THE PROBLEM => Select each line where the word "full" appears.

RECORDED DATA =>
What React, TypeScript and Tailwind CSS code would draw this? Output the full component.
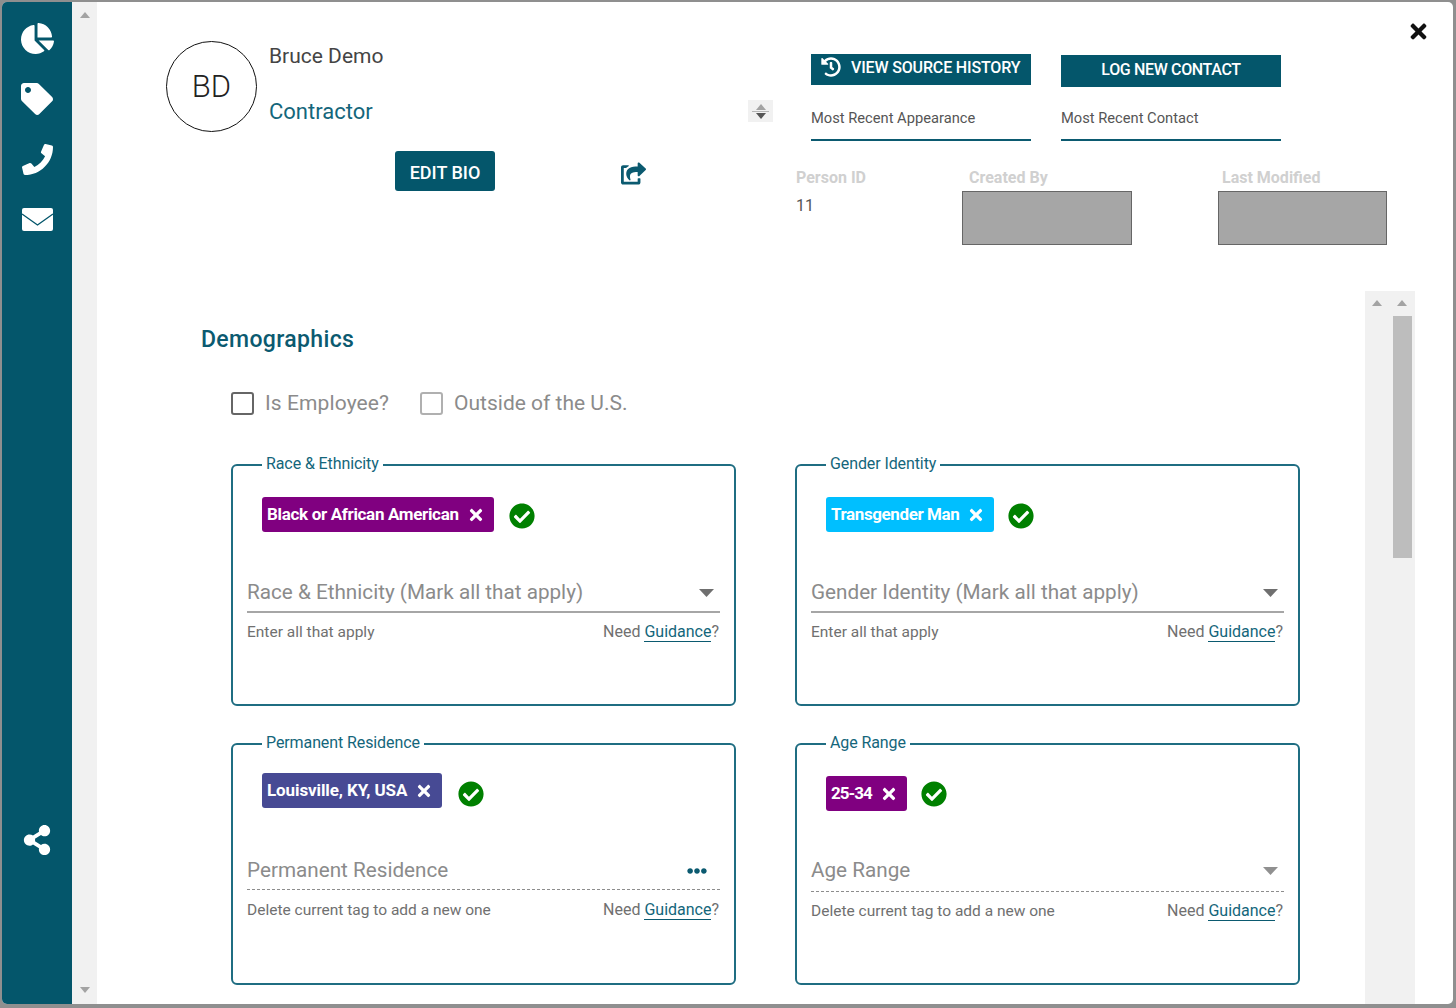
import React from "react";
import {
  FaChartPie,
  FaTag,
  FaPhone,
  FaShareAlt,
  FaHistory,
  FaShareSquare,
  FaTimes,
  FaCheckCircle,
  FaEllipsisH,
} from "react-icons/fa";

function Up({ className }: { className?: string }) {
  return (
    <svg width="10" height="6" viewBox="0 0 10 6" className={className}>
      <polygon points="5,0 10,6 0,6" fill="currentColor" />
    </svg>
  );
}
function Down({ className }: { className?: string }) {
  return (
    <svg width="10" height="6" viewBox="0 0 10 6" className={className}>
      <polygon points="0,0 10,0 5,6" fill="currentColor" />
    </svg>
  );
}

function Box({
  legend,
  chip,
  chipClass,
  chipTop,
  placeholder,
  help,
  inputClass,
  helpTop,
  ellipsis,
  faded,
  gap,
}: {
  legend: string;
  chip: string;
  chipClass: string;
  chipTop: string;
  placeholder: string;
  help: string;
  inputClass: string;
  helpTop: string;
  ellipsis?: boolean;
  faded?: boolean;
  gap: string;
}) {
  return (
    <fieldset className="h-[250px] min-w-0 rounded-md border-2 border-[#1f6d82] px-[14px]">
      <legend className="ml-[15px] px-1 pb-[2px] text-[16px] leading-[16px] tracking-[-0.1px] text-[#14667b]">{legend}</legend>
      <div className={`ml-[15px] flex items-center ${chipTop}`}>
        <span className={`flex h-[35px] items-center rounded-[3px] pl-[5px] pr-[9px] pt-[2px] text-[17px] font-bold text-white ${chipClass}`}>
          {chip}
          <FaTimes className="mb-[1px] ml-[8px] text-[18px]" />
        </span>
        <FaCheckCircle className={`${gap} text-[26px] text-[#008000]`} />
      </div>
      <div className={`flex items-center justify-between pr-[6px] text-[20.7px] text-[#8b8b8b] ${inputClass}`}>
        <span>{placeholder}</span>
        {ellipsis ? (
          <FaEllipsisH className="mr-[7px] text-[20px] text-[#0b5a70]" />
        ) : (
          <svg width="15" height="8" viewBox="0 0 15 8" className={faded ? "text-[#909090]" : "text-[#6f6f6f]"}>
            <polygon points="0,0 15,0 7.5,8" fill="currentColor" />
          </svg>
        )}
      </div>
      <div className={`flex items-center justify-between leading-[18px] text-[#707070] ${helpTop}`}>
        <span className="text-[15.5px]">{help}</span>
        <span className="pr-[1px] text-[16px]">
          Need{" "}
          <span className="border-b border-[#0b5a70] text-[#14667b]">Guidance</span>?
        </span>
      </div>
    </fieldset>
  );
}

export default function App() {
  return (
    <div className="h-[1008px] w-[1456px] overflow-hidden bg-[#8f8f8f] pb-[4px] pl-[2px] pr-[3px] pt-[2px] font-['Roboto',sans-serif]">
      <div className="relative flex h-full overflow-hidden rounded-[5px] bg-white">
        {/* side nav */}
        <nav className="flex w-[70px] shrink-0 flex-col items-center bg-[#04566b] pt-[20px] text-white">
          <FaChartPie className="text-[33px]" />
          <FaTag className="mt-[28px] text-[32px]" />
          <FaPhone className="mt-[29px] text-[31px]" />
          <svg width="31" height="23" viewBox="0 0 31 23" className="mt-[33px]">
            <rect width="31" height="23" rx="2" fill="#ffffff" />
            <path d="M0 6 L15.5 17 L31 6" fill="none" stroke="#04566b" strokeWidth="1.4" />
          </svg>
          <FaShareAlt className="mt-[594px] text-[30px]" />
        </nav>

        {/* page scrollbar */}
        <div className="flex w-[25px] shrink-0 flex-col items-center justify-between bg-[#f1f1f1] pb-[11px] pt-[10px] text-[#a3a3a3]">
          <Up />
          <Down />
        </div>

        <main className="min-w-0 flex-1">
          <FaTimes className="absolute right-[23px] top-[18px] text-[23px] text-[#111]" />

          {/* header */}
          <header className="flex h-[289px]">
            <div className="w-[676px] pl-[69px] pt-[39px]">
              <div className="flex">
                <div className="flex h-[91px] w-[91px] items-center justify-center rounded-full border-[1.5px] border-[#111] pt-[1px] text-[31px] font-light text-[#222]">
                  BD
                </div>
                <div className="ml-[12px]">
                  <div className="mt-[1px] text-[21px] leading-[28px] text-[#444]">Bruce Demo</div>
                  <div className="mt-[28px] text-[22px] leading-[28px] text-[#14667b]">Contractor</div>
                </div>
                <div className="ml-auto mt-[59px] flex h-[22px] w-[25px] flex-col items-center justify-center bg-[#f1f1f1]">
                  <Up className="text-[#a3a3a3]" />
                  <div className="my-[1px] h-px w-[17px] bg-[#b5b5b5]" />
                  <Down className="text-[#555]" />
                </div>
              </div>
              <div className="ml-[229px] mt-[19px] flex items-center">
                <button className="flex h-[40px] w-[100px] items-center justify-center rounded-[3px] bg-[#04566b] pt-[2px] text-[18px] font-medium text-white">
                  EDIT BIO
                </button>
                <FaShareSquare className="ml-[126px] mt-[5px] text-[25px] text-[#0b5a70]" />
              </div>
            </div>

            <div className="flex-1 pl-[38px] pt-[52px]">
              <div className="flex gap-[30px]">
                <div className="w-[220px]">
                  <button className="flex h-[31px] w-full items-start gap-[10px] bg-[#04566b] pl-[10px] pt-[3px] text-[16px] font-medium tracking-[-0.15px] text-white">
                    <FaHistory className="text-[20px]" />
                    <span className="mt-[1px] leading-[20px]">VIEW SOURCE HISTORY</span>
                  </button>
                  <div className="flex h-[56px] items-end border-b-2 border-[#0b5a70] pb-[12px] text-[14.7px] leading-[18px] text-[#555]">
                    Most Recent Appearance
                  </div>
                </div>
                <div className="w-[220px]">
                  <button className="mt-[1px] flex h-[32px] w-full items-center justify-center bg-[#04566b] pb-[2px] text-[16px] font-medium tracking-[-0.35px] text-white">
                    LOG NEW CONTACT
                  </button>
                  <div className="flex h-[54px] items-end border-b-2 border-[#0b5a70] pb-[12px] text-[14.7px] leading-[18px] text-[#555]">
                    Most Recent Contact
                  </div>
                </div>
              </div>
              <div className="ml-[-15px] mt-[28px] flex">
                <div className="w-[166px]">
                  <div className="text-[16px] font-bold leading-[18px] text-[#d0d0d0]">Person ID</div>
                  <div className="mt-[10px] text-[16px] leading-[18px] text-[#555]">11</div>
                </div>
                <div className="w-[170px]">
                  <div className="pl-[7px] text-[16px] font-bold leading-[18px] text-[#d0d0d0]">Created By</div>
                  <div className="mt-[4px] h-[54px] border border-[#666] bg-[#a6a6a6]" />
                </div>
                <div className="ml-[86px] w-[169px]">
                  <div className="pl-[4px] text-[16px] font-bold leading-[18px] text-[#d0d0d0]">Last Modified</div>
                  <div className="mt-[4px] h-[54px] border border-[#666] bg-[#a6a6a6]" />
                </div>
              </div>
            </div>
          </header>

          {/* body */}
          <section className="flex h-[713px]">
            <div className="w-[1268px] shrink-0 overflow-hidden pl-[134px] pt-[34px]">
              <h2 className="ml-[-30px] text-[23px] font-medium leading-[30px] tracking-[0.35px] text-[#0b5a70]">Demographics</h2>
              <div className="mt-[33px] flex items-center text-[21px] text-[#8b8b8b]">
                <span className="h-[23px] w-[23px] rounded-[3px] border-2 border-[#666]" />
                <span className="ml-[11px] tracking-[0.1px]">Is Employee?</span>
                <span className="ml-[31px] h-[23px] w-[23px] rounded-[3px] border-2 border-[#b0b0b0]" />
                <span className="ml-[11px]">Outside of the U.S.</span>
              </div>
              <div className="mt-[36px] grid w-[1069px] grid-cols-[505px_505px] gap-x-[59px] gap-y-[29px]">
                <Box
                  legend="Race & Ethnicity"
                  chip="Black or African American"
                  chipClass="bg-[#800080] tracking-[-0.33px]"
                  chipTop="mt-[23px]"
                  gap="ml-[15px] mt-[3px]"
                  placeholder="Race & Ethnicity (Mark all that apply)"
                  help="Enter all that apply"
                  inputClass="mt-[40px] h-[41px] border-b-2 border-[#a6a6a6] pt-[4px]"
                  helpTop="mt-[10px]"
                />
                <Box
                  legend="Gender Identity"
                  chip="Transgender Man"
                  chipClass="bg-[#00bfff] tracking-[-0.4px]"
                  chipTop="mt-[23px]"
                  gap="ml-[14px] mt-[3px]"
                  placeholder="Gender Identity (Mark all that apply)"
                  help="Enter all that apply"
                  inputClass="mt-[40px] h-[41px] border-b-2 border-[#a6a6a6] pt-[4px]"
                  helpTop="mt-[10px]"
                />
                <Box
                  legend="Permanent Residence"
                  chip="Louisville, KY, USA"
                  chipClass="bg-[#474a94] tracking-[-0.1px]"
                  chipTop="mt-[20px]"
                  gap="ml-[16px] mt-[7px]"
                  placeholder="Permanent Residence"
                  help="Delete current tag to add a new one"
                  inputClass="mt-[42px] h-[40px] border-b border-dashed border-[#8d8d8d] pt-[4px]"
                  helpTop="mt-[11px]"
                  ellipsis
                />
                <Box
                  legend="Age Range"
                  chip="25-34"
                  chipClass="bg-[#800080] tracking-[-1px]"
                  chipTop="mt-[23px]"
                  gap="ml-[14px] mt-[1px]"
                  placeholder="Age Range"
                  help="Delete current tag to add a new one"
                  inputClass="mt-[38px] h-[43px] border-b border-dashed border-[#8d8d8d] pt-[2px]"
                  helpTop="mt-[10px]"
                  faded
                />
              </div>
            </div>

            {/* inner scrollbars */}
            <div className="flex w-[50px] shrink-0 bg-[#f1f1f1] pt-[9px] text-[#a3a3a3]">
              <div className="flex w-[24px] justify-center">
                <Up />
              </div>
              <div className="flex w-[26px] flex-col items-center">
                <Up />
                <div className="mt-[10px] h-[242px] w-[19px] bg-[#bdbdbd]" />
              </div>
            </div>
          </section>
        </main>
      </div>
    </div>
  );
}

TASK OUTPUT =>
What React, TypeScript and Tailwind CSS code would draw this? Output the full component.
      <div className="relative flex h-full overflow-hidden rounded-[5px] bg-white">
                <div className="flex h-[91px] w-[91px] items-center justify-center rounded-full border-[1.5px] border-[#111] pt-[1px] text-[31px] font-light text-[#222]">
                  <button className="flex h-[31px] w-full items-start gap-[10px] bg-[#04566b] pl-[10px] pt-[3px] text-[16px] font-medium tracking-[-0.15px] text-white">
                  <button className="mt-[1px] flex h-[32px] w-full items-center justify-center bg-[#04566b] pb-[2px] text-[16px] font-medium tracking-[-0.35px] text-white">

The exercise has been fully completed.